Jehoahaz 2 Chronicles 36:1-4
- Youngest son of Josiah
- Rules only 3 months, deposed and sent to Egypt
Jehoiakim 2 Chronicles 36:5-8
- Appointed by Pharaoh, older brother to Jehoahaz
- Died during the siege of Jerusalem by the Babylonians (Kings) or in exile (Chronicles)
Jehoiachin 2 Chronicles 36:9-10
- Taken into exile in Babylon
- Very short reign
Zedekiah (Fall of Jerusalem)
2 Chronicles 36:11-21
- Put in place by ruler of Babylon, he unwisely chooses to rebel
- Tuell p. 245: “The people are slain, the temple is destroyed, the walls and palaces of Jerusalem are toppled and burned. However, a note of hope is found in 36:20-21. The exile will not be forever.”

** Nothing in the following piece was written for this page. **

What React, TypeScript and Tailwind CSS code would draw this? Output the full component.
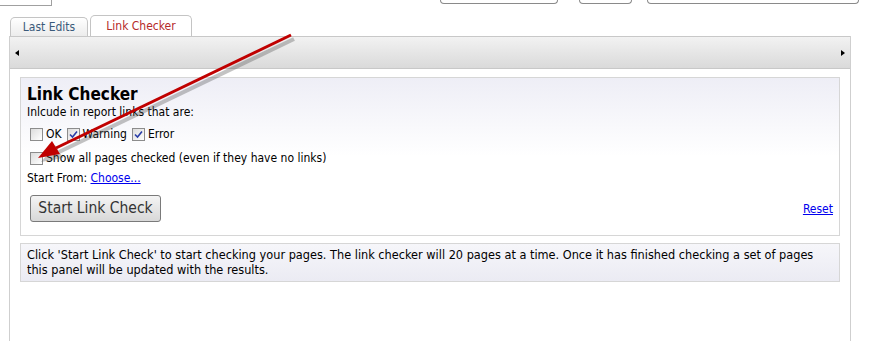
import React from "react";

const font = { fontFamily: '"DejaVu Sans Condensed", "DejaVu Sans", Tahoma, sans-serif' };

function Box({ checked }: { checked?: boolean }) {
  return (
    <span className="inline-flex h-[13px] w-[13px] shrink-0 items-center justify-center border border-[#8c8c8c] bg-gradient-to-br from-[#dcdcdc] to-white">
      {checked && (
        <svg width="9" height="9" viewBox="0 0 9 9">
          <path d="M1 4.5 L3.5 7 L8 1.5" fill="none" stroke="#2a3ea8" strokeWidth="1.6" />
        </svg>
      )}
    </span>
  );
}

export default function App() {
  return (
    <div className="relative h-[341px] w-[870px] overflow-hidden bg-white text-[12px] text-black" style={font}>
      {/* top strip */}
      <div className="flex h-[6px]">
        <div className="h-[6px] w-[52px] border-b border-r border-[#a0a0a0]" />
        <div className="ml-[388px] h-[4px] w-[118px] rounded-b border-x border-b border-[#8a8a8a]" />
        <div className="ml-[21px] h-[4px] w-[53px] rounded-b border-x border-b border-[#8a8a8a]" />
        <div className="ml-[15px] h-[4px] w-[212px] rounded-b border-x border-b border-[#8a8a8a]" />
      </div>

      {/* tabs */}
      <div className="mt-[9px] ml-[10px] flex h-[21px] items-end gap-[2px]">
        <div className="flex h-[19px] w-[78px] items-center justify-center rounded-t-[5px] border border-b-0 border-[#c4c4c4] bg-gradient-to-b from-white to-[#ececec] text-[#3b5a7a]">
          Last Edits
        </div>
        <div className="flex h-[21px] w-[102px] items-center justify-center rounded-t-[5px] border border-b-0 border-[#c4c4c4] bg-white text-[#b52a2a]">
          Link Checker
        </div>
      </div>

      {/* panel */}
      <div className="ml-[9px] h-[306px] w-[842px] border-x border-[#cfcfcf]">
        <div className="flex h-[33px] items-center justify-between border-y border-[#c8c8c8] bg-gradient-to-b from-[#f2f2f2] to-[#dadada] px-[5px]">
          <svg width="4" height="6" viewBox="0 0 4 6"><path d="M4 0 L0 3 L4 6 Z" fill="#000" /></svg>
          <svg width="4" height="6" viewBox="0 0 4 6"><path d="M0 0 L4 3 L0 6 Z" fill="#000" /></svg>
        </div>

        <div className="mx-[10px] mt-[8px] h-[159px] border border-[#d6d6d6] bg-gradient-to-b from-[#eeeef6] via-white to-white px-[6px] pt-[5px]">
          <div className="text-[17px] font-bold leading-[22px]">Link Checker</div>
          <div className="leading-[15px]">Inlcude in report links that are:</div>
          <div className="mt-[7px] flex items-center gap-[3px] pl-[3px] leading-[15px]">
            <Box />
            <span className="mr-[2px]">OK</span>
            <Box checked />
            <span className="mr-[2px]">Warning</span>
            <Box checked />
            <span>Error</span>
          </div>
          <div className="mt-[9px] flex items-center gap-[3px] pl-[3px] leading-[15px]">
            <Box />
            <span>Show all pages checked (even if they have no links)</span>
          </div>
          <div className="mt-[5px] leading-[15px]">
            Start From: <span className="text-[#0000ee] underline">Choose...</span>
          </div>
          <div className="flex items-start justify-between">
            <button
              className="mt-[9px] ml-[3px] h-[27px] w-[131px] rounded-[3px] border border-[#7a7a7a] bg-gradient-to-b from-[#f4f4f4] to-[#d8d8d8] text-[15.5px] text-[#333]"
              style={font}
            >
              Start Link Check
            </button>
            <span className="mt-[14px] text-[#0000ee] underline">Reset</span>
          </div>
        </div>

        <div className="mx-[10px] mt-[7px] h-[39px] border border-[#d6d6d6] bg-gradient-to-b from-[#f6f6fa] to-[#ebebf3] px-[6px] pt-[3px] text-[12.6px] leading-[15px]">
          Click 'Start Link Check' to start checking your pages. The link checker will 20 pages at a time. Once it has finished checking a set of pages
          <br />
          this panel will be updated with the results.
        </div>
      </div>

      {/* annotation arrow */}
      <svg className="pointer-events-none absolute left-0 top-0" width="870" height="341">
        <g transform="translate(3,4)" opacity="0.35">
          <line x1="291" y1="35" x2="56" y2="148" stroke="#555" strokeWidth="4" />
          <path d="M38 158 L52 141 L60 154 Z" fill="#555" />
        </g>
        <line x1="291" y1="35" x2="56" y2="148" stroke="#c00000" strokeWidth="3" />
        <path d="M38 158 L52 141 L60 154 Z" fill="#c00000" />
      </svg>
    </div>
  );
}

Tuell p. 13, the “golden text” of Chronicles: “If you seek him, he will be found by you; but if you forsake him, he will abandon you forever.” 1 Chron. 28:9 and 2 Chron. 15:2
The histories reflect conflict within and about priesthood. One tradition (we are most familiar with) was that priests were exclusively descended from Aaron, while the rest of the tribe of Levi were “Levites” who assisted at the Temple but not at the altar. Another tradition was that early on there were TWO high priests – one descended from Moses and the other from Aaron – and all priests serving at the altar were from these families. Which eventually became ones who ministered at northern shrines (before Jerusalem) and the others at southern shrines. When David centralized things in Jerusalem and sought to quash the shrines and sacred places throughout the country he opted to bring both high priests and their descendants (Abiathar and Zadok) to Jerusalem to serve. But as David died Abiathar sided with Adonijah while Zadok did not. So Solomon had Abiathar killed (with Adonijah) and only 1 high priest from there, descended from Aaron and coming from the south. Shortly thereafter, with Solomon’s death, the north splits away and again has their own high priest. On return from Babylon descendants of Zadok (loyal to King David and Solomon) asserted full control over the temple.